The answer is one number: how many lines in the data below hold "components".

* start *

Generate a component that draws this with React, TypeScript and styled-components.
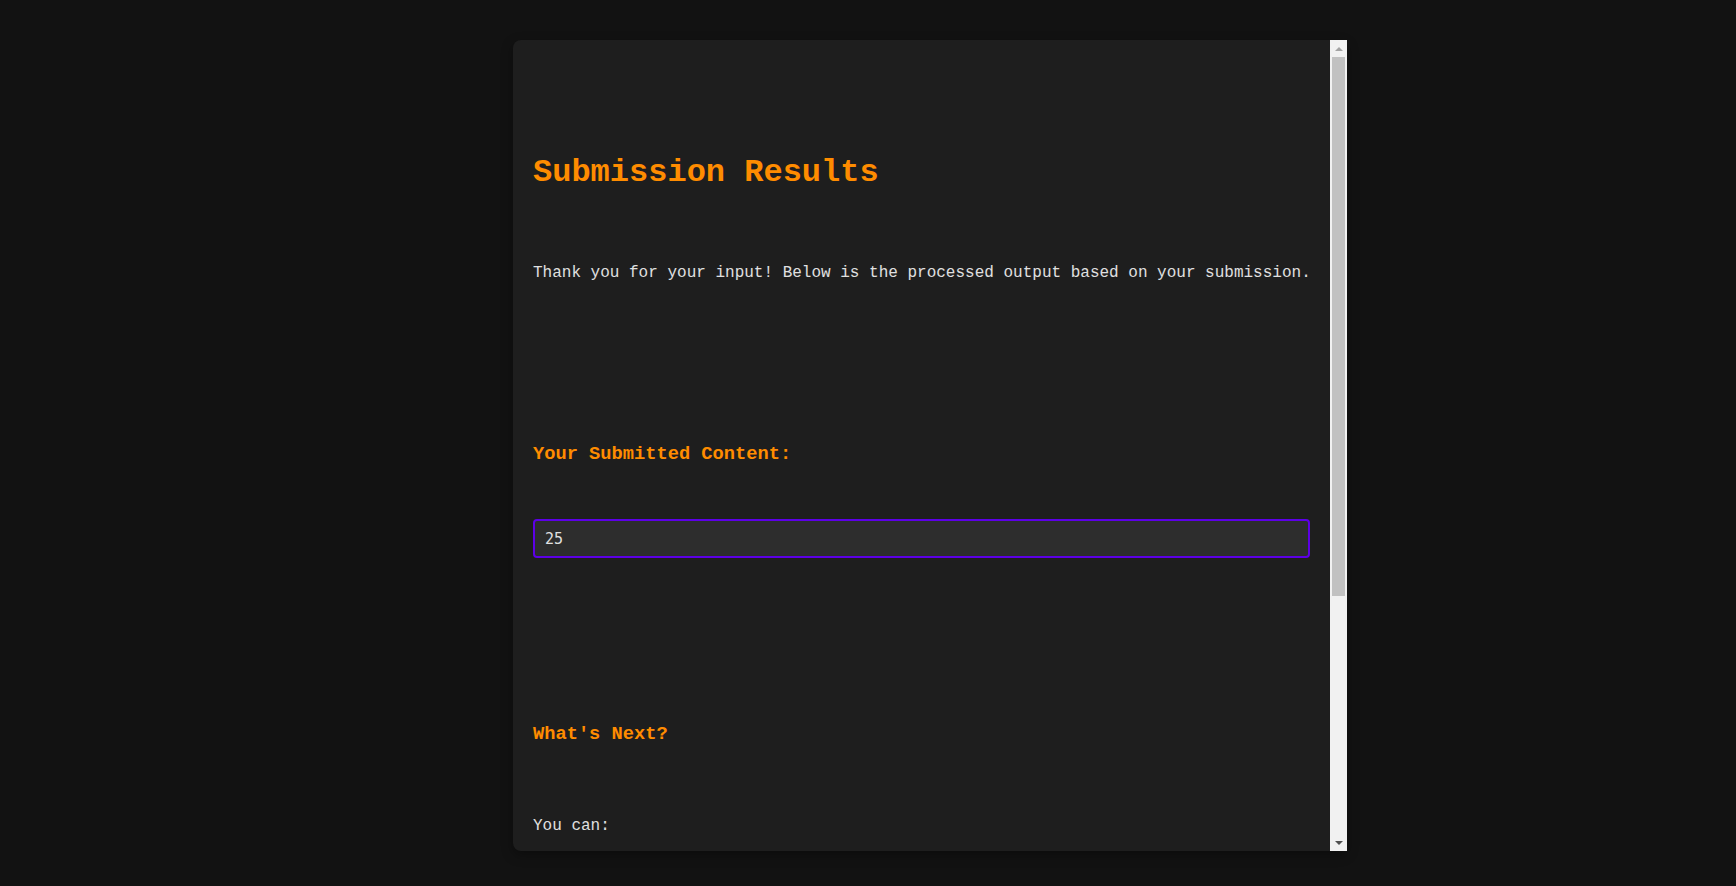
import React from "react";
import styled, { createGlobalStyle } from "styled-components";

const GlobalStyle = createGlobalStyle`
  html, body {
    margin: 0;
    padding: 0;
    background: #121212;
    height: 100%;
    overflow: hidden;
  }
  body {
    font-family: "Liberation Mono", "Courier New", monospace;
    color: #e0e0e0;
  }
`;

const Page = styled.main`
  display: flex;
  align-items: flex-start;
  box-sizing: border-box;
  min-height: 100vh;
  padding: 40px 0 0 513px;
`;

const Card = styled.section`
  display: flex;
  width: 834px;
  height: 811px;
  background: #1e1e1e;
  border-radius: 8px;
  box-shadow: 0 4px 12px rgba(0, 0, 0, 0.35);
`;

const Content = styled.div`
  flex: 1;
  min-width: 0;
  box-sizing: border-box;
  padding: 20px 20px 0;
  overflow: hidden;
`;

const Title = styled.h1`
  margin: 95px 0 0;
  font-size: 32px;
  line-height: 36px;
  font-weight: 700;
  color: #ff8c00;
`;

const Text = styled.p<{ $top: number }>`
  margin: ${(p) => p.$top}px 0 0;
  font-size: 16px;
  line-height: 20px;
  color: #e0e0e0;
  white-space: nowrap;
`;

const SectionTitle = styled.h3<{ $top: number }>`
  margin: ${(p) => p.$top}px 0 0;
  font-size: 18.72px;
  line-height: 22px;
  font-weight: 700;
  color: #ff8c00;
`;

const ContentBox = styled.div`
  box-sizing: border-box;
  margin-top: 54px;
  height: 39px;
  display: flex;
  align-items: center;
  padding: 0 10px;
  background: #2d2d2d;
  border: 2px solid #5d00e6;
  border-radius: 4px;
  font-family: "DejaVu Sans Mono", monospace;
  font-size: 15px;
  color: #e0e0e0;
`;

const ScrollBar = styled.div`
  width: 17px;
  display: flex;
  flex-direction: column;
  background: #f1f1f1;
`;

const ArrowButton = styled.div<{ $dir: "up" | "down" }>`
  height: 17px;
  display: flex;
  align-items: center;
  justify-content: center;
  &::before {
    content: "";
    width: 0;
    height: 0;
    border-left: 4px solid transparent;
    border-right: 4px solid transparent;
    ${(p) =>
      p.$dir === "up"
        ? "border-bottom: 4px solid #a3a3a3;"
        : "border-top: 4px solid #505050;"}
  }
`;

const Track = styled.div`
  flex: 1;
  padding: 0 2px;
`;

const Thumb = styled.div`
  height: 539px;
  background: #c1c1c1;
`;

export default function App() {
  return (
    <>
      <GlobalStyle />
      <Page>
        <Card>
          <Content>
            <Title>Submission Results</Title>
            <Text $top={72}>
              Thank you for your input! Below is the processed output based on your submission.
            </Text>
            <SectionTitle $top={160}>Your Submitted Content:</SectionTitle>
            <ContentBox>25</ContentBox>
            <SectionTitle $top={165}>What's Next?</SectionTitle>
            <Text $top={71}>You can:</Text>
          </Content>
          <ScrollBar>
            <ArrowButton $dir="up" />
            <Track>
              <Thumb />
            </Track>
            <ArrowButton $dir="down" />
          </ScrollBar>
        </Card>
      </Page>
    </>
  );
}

* end *

■ Task solution
2